Quasi-multipliers on Banach algebras related to locally compact semigroups

Abstract

Let $${\mathcal {S}}$$ be a compactly cancellative foundation semigroup with identity and $$M_a({\mathcal {S}})$$ be its semigroup algebra.
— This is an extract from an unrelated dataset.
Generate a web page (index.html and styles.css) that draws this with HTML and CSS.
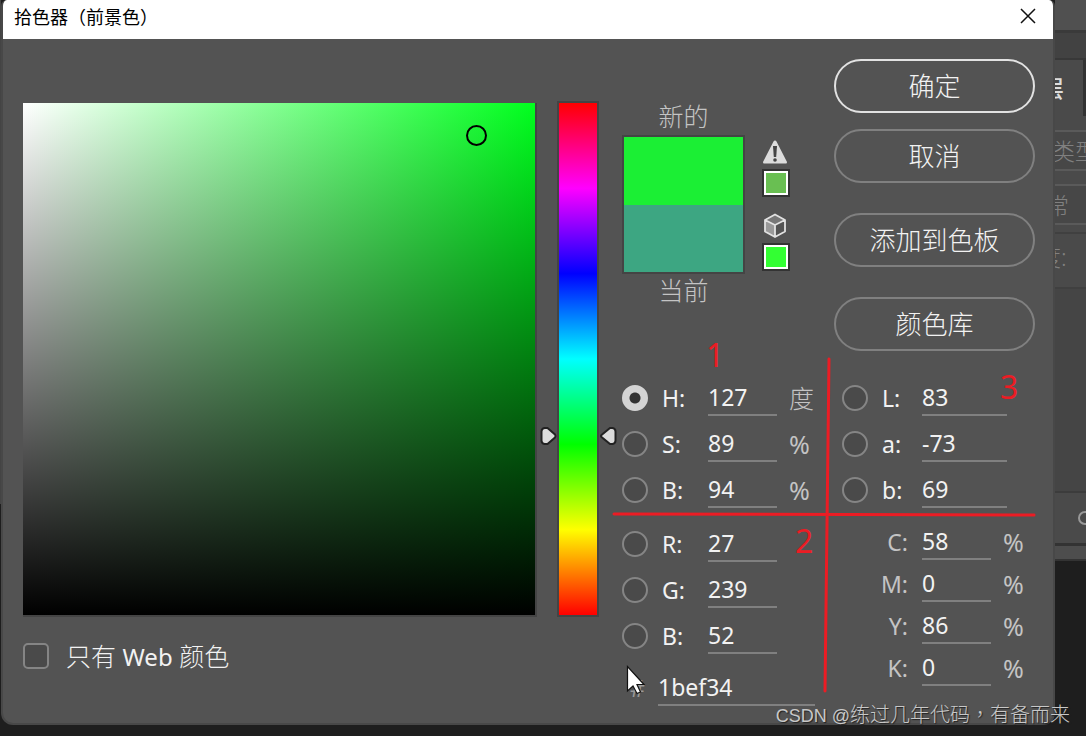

In this paper, we give some characterizations for $$ {{\mathfrak {Q}}}{{\mathfrak {M}}}(M_a({\mathcal {S}}))$$, the quasi-multipliers of $$M_a({\mathcal {S}})$$. It is shown that $$ {{\mathfrak {Q}}}{{\mathfrak {M}}}(M_a({\mathcal {S}}))$$ may be identified by $$M({\mathcal {S}})$$. We deal with the quasi-multipliers on the dual Banach algebra $$L_{0}^{\infty }({\mathcal {S}};M_a({\mathcal {S}}))$$ and prove that its quasi-multipliers is again $$M({\mathcal {S}})$$. We also discuss the bilinear mappings $${\mathfrak {m}} :M_a({\mathcal {S}})^{*} \times M_a({\mathcal {S}})^{*} \longrightarrow M_a({\mathcal {S}})^{*}$$ which commutes with translations and convolutions.